About 99% of Canadian oil exports are to the United States, but current U.S. policies are forcing Canada to build a $5.5 billion pipeline to Kitimat in British Columbia so that it can ship its oil to China.
Environmentalists are trying to kill the Canadian oil sands industry because it produces CO2 emissions. They are doing everything they can to stop the Keystone XL pipeline in the U.S. and the Kitimat pipeline, to be built by Enbridge as the Northern Gateway pipeline, in Canada.
Canada’s government, however, is saying it won’t be deterred from building the Kitimat pipeline because Canada can no longer rely on the U.S. as a good customer for its oil. The government says the pipeline would help “diversify energy exports away from the United States and more towards Asia”.
The Kitimat pipeline would carry 525,000 barrels of Alberta crude a day across the Rocky Mountains to the port of Kitimat, where it would be loaded onto supertankers for shipment to China.

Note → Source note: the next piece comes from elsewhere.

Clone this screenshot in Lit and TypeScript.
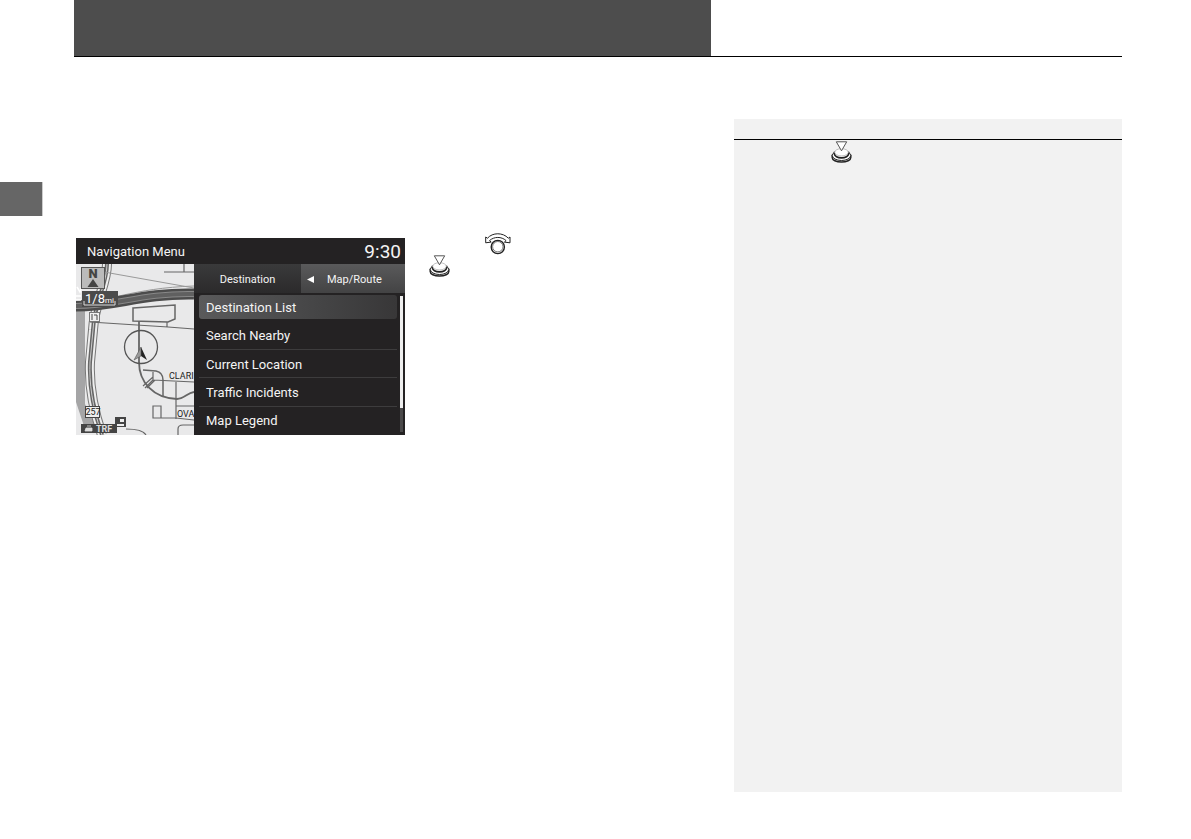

The Keystone XL pipeline was to carry 700,000 barrels of oil per day to the refineries located on the Gulf coast.
Canadian oil sands production is forecast to increase from 1.5 million barrels per day to 3.0 million by 2020.
Unlike our government, the Canadian government is hitting back against the environmentalists by saying, “These groups threaten to hijack our regulatory system to achieve their radical ideological agenda … They use funding from foreign special interest groups to undermine Canada’s national economic interest.” The Financial Post said, the “government is standing up to the growth-killing professional green movement.”

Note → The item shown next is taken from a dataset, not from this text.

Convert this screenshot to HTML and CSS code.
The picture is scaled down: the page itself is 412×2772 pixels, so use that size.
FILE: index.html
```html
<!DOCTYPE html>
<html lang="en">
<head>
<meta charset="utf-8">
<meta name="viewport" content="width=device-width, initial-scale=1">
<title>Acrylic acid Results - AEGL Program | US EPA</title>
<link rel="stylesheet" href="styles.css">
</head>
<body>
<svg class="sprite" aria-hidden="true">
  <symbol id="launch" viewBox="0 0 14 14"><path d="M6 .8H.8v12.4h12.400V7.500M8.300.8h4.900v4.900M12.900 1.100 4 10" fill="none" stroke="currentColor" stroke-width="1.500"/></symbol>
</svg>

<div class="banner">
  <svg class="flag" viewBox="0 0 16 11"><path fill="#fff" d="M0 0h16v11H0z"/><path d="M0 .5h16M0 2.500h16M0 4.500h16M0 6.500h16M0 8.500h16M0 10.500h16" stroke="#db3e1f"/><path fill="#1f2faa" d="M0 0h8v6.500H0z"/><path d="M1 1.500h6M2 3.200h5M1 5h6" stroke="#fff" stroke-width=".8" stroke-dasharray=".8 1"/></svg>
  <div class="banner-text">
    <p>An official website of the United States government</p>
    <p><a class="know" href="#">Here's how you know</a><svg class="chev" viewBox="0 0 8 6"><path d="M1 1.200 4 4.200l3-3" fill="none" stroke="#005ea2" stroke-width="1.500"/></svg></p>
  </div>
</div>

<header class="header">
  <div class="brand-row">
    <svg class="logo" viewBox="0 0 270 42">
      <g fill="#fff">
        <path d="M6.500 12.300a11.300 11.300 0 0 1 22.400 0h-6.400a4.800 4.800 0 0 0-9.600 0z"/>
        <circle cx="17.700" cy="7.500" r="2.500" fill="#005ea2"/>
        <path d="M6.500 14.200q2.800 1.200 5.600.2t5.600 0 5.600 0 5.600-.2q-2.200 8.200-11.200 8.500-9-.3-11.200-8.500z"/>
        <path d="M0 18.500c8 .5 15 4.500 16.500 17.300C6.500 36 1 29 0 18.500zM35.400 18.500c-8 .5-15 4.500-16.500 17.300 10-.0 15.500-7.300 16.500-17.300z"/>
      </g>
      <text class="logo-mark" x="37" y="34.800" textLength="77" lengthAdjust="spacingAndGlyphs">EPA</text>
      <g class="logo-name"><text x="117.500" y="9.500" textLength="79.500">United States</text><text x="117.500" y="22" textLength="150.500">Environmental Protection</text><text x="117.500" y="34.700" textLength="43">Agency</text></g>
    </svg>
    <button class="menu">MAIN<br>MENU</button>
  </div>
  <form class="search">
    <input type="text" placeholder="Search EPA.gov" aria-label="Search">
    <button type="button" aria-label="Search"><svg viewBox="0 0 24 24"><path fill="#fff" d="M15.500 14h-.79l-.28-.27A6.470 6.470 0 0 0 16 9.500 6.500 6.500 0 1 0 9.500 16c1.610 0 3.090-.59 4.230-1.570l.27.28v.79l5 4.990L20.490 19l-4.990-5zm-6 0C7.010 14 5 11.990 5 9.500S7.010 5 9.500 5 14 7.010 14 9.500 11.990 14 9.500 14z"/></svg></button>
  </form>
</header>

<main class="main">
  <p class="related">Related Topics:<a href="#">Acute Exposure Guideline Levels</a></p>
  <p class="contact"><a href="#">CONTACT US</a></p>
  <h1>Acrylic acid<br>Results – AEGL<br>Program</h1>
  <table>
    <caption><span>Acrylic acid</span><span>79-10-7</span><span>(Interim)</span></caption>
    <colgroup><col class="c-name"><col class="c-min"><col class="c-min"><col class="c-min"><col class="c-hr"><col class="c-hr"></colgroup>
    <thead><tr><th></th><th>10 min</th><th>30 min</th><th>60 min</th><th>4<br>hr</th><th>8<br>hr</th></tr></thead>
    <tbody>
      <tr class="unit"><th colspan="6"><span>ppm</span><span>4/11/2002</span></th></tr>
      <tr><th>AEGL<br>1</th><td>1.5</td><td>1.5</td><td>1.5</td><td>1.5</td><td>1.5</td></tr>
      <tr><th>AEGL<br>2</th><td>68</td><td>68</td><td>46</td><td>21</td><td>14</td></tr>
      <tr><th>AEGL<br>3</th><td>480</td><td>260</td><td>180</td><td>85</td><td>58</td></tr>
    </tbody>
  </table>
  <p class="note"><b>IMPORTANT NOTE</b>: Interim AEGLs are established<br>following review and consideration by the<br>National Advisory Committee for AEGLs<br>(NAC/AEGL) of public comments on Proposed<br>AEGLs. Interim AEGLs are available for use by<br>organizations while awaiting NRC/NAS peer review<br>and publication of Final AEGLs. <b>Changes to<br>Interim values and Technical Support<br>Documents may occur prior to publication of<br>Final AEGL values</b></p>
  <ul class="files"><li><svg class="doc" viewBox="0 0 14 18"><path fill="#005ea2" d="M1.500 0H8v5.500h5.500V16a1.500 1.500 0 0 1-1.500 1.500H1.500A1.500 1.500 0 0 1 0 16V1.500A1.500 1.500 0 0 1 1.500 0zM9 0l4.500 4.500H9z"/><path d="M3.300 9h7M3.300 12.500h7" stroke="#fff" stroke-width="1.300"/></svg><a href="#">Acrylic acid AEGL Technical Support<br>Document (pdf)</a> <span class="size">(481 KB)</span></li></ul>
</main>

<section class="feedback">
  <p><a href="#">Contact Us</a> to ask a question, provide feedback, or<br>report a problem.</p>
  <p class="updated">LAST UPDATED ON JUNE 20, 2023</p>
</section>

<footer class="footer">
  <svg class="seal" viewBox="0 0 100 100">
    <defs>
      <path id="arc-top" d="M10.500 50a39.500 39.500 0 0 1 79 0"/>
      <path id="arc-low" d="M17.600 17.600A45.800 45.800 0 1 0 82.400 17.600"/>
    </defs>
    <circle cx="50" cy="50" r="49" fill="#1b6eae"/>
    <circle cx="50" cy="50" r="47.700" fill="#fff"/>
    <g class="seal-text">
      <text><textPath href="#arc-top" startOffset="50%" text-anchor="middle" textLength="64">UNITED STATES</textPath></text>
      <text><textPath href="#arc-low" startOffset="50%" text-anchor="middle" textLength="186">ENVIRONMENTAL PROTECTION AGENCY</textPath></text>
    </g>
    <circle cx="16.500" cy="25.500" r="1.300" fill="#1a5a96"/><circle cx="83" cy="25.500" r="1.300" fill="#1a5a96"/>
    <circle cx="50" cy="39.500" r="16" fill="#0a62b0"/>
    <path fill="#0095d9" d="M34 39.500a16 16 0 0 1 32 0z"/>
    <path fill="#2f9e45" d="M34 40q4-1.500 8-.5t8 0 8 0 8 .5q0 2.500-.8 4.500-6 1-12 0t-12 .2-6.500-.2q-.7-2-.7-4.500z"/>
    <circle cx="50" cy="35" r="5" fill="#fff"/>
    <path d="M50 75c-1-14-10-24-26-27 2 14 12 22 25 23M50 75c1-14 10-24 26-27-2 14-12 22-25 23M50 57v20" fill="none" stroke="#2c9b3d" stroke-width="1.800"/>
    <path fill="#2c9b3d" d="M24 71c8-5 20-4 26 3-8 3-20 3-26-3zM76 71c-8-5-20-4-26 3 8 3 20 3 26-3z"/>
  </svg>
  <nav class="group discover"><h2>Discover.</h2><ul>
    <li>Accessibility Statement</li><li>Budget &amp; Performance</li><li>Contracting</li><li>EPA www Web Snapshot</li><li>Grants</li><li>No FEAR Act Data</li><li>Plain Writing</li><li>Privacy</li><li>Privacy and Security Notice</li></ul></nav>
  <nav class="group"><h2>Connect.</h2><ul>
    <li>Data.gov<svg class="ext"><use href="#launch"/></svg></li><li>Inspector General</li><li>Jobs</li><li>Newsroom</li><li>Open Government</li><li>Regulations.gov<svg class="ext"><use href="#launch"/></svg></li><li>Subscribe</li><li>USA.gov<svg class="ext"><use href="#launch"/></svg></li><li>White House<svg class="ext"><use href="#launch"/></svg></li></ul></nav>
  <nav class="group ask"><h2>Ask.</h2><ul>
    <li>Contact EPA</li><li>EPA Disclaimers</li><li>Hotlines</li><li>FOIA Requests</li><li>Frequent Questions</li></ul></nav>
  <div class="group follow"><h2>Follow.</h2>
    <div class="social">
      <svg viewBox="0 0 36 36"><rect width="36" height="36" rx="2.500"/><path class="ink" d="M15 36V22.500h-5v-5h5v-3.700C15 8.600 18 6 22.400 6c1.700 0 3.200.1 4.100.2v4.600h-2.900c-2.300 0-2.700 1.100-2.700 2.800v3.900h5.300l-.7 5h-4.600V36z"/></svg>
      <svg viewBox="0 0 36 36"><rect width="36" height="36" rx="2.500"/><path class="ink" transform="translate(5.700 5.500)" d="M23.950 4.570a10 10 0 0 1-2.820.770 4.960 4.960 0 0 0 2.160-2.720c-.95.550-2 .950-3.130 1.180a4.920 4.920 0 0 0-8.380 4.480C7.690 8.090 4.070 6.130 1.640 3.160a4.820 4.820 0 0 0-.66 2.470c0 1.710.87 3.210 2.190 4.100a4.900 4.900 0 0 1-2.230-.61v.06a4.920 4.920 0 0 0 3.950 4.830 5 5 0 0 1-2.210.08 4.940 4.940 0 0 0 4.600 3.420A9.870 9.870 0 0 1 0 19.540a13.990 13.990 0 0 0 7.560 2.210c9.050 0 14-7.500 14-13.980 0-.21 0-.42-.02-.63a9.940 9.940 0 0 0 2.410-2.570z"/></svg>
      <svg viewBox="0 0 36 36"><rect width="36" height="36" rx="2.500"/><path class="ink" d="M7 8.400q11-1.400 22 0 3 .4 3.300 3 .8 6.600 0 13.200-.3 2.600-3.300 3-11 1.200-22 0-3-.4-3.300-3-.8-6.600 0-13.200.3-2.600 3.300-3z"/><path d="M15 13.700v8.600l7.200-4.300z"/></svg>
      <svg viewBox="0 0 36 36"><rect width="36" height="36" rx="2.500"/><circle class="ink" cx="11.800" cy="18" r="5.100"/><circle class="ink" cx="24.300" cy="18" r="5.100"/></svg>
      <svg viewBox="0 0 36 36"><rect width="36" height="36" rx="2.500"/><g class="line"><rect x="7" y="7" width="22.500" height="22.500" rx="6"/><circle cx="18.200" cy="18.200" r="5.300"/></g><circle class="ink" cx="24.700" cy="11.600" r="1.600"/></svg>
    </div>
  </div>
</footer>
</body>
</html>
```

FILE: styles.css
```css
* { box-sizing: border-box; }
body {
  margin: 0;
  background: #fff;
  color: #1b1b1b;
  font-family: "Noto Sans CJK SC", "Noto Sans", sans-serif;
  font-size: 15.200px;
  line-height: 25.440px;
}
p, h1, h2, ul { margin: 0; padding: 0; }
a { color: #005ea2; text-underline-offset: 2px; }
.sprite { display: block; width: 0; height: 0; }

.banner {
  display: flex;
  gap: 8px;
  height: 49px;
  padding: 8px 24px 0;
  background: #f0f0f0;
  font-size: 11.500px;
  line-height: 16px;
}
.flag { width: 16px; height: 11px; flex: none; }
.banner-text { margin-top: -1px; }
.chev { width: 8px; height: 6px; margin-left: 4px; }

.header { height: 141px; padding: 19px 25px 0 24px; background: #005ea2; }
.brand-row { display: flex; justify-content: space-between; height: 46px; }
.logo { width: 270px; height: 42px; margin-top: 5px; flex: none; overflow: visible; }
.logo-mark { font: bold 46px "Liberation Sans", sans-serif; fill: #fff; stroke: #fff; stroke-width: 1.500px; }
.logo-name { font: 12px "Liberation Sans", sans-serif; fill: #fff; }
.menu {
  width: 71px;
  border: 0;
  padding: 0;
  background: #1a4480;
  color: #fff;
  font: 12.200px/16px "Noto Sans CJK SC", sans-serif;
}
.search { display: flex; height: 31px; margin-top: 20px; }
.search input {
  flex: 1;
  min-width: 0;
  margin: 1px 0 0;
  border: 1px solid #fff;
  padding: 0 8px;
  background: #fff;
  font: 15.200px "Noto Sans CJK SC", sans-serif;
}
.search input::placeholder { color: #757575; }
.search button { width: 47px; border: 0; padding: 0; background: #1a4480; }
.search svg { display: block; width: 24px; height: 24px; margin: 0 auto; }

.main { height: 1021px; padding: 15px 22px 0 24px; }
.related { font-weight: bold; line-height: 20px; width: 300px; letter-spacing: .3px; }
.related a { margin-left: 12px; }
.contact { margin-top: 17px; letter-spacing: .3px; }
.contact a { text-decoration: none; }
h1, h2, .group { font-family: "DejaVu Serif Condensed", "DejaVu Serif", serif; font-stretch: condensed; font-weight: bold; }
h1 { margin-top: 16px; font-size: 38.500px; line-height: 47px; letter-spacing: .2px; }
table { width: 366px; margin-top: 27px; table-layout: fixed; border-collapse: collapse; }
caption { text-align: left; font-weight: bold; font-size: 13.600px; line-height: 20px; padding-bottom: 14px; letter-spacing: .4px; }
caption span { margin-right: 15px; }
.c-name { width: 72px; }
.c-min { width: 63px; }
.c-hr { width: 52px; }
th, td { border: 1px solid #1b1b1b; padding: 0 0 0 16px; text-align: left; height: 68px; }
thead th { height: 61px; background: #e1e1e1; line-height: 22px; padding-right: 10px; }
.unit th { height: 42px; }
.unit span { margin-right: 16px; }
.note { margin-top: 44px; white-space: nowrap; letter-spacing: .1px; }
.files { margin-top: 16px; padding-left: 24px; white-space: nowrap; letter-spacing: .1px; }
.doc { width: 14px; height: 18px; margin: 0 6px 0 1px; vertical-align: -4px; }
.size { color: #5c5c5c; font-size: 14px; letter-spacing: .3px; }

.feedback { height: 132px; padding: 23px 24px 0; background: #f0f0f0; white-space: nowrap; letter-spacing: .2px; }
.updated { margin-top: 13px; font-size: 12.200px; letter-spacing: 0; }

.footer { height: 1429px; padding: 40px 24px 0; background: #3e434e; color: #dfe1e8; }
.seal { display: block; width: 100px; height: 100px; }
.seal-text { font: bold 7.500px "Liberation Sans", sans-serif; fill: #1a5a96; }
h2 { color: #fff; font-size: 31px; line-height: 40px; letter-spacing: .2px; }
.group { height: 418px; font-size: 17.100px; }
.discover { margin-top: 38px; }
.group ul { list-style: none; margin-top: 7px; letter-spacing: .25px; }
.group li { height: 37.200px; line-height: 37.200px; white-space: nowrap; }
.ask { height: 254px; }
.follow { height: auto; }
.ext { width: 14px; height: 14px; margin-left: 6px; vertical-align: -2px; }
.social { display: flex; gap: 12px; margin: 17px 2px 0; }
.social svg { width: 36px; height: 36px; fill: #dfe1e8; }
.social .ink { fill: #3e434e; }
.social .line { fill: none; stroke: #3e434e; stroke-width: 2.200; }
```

Canadian Natural Resource Minister Oliver said, “These groups seek to exploit any loophole they can find, stacking public hearings with bodies to ensure that delays kill good projects. They use funding from foreign special interests to undermine Canada’s national economic interest. They attract jet-setting celebrities with some of the largest personal carbon footprints in the world to lecture Canadians not to develop our natural resources.”
The Financial Post reported, “One of the major recipients of U.S. foundation backing is the Dogwood Initiative, a leading anti-pipeline group that has received funding from the U.S. Tides foundation and the Hewlett and Packard foundations. They’ve poured more than $50 million into the Dogwood’s Great Bear Rain Forest program, which aims to shut down oil tanker traffic to the B.C. coast, and hence block access to any Gateway pipeline.”

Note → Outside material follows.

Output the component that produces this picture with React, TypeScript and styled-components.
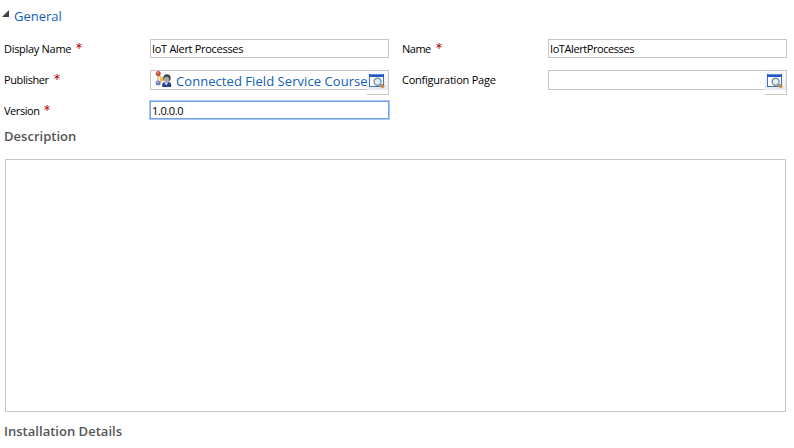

The outcome of the Kitimat and Keystone pipelines will have a profound effect on America’s oil supply.
The Canadian oil sands hold143 billion barrels of oil, right next door to the United States, compared with Saudi Arabia where there are 264 billion barrels of oil.
Canadian Prime Minister Harper has said he’ll make exports to Asia a government priority, while China has been the largest single investor in Canadian oil sands in the past few years. Sinopec has already made an initial $10 million investment in the Kitimat pipeline. Chinese oil companies have also invested $17 billion in the oil sands over the past two years.
Continued delay of the Keystone XL pipeline will exacerbate the ill will that’s being generated in Canada by the delay of the pipeline.